Defendants . . . approv[ed] the issuance of false and misleading analysts' reports. . . . (Complaint ¶ 33).
Throughout the Class Period, RasterOps and the Officer Defendants were in contact with stock market professionals, analysts, money managers and similar members of the professional investment community, and periodically provided information to securities analysts. . . . (Complaint ¶ 36).
The court realizes that its opinion in Rogal v. Costello; 1993 WL 204636 (N.D. Cal. 1993) ("Rogal II") may have indicated that plaintiff's pleading was sufficient. However, as this court indicated in Pleasant Overseas Corporation, et al. v.

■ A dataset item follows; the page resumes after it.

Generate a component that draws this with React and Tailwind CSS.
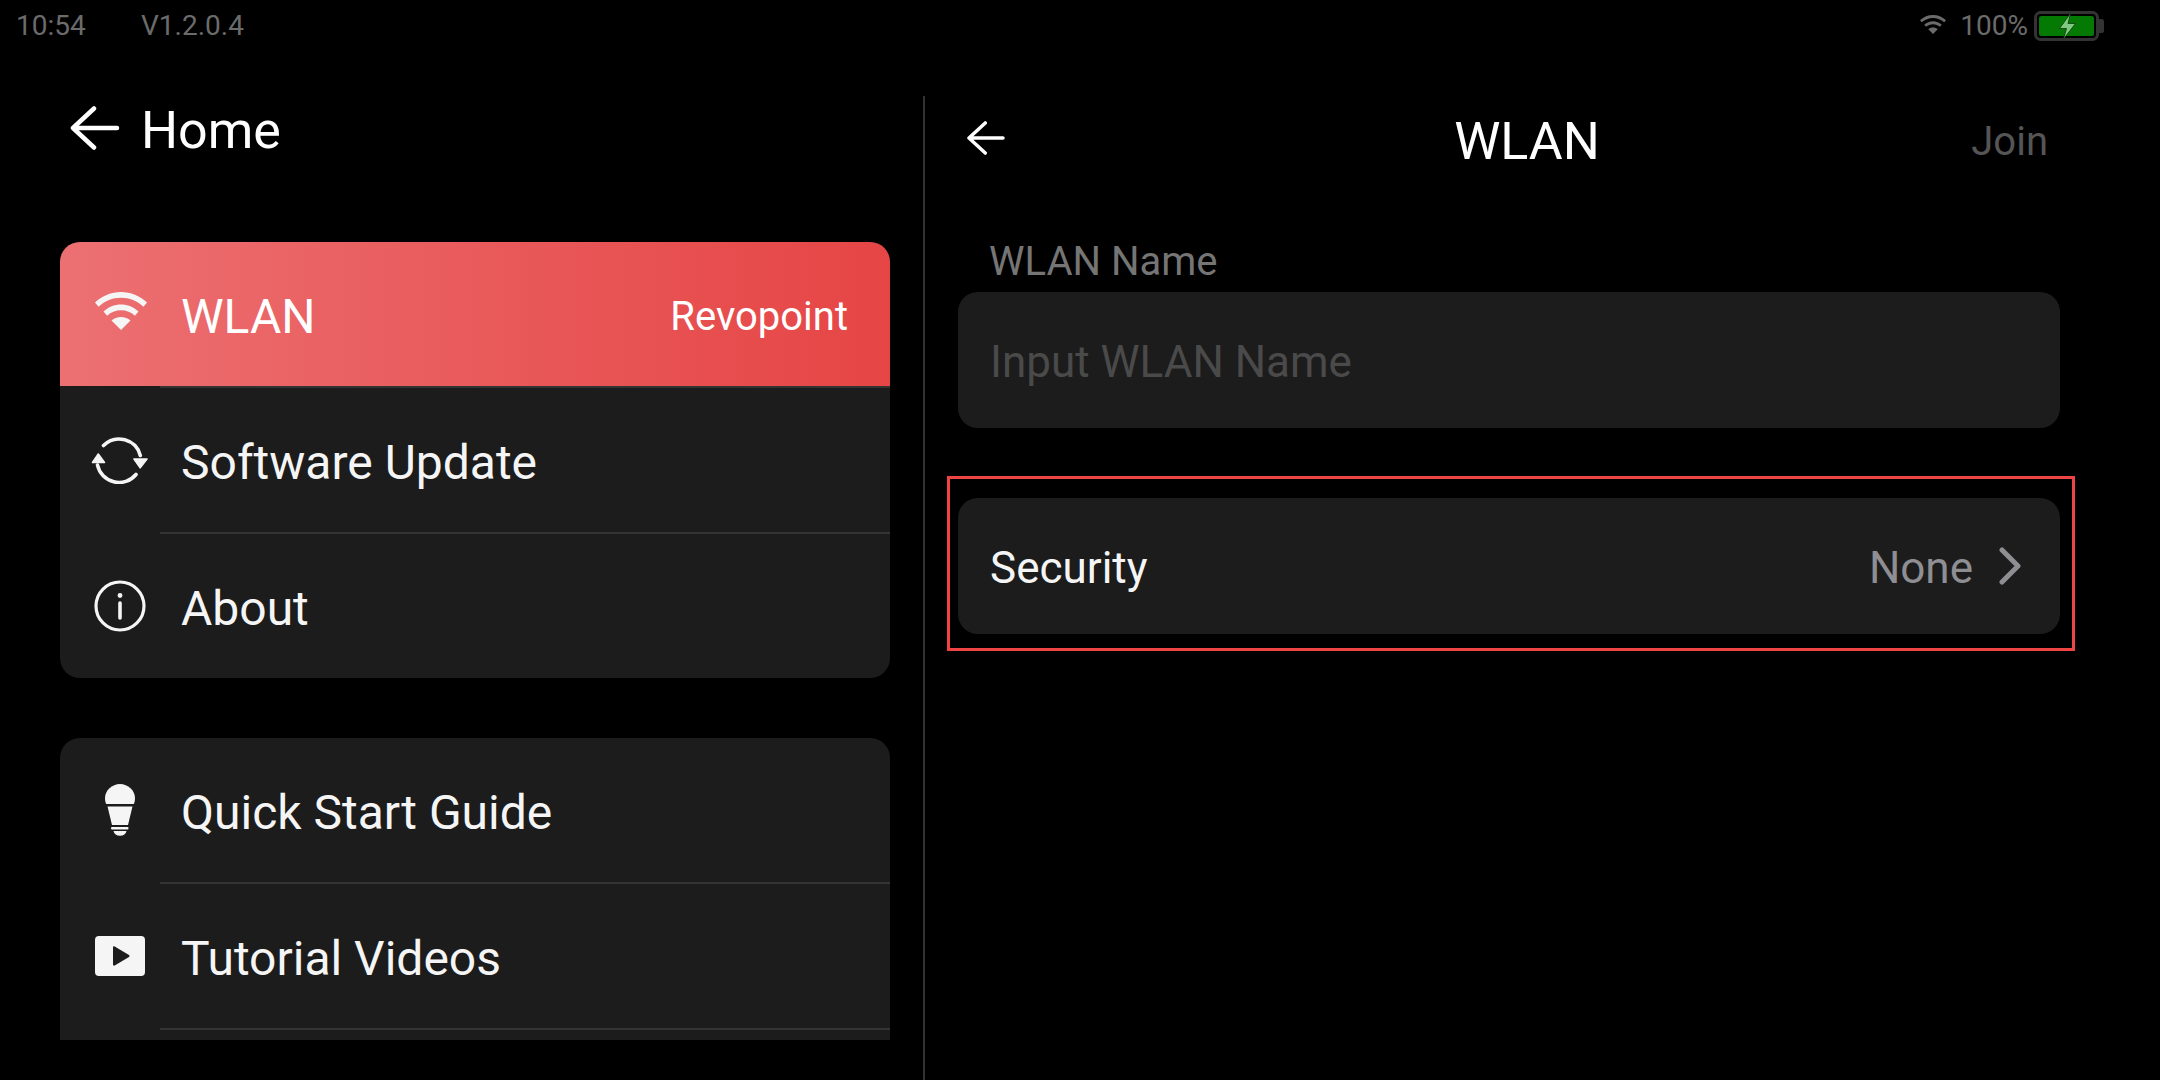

William D. Hajjar. et al., slip op. No. C 93-200197 RMW (EAI), November 18, 1993 (N.D. Cal. 1993) and Trident v. O'Sullivan, slip op. No. 93-18 20621 RMW (EAI), February 2, 1994 (N.D. Cal. 1993), (N.D. Cal. 1993), the court finds that, based on the reasoning in Verifone, the Second Circuit's opinion in Elkind, Judge Williams' recent holding in Syntex, and the Fourth Circuit's holding in Raab v. General Physics Corp. [1993 Transfer Binder] Fed. Sec. L. Rep. (CCH) § 97, 713 at 97, 342 (4th Cir. 1993), the rule requiring plaintiffs to plead facts sufficient to support a conclusion that the defendants adopted or endorsed the analysts' reports is the better rule. In the instant case, plaintiffs have failed to allege facts sufficient to support a conclusion that defendants adopted or endorsed the analysts' reports.
3. Conclusion
Therefore, the court dismisses with leave to amend plaintiffs' allegations as to all defendants except defendant Sorenson with respect to the oral statements by defendant Sorenson because plaintiffs have not alleged that such statements were the collective action of the officers. The court dismisses with leave to amend plaintiffs' allegations as to outside directors M. Essam Badawi, Norman Kidd, and Daniel D. Tompkins, Jr. because plaintiffs have alleged insufficient facts to invoke the group pleading doctrine with respect to these defendants. The court dismisses with leave to amend plaintiffs' allegations that all defendants are liable for misleading analyst reports because plaintiffs have failed to allege facts to support the conclusion that the company adopted or endorsed the analysts' reports. Plaintiffs shall have thirty days from the date of this order within which to file a third amended consolidated complaint to cure the pleading defects.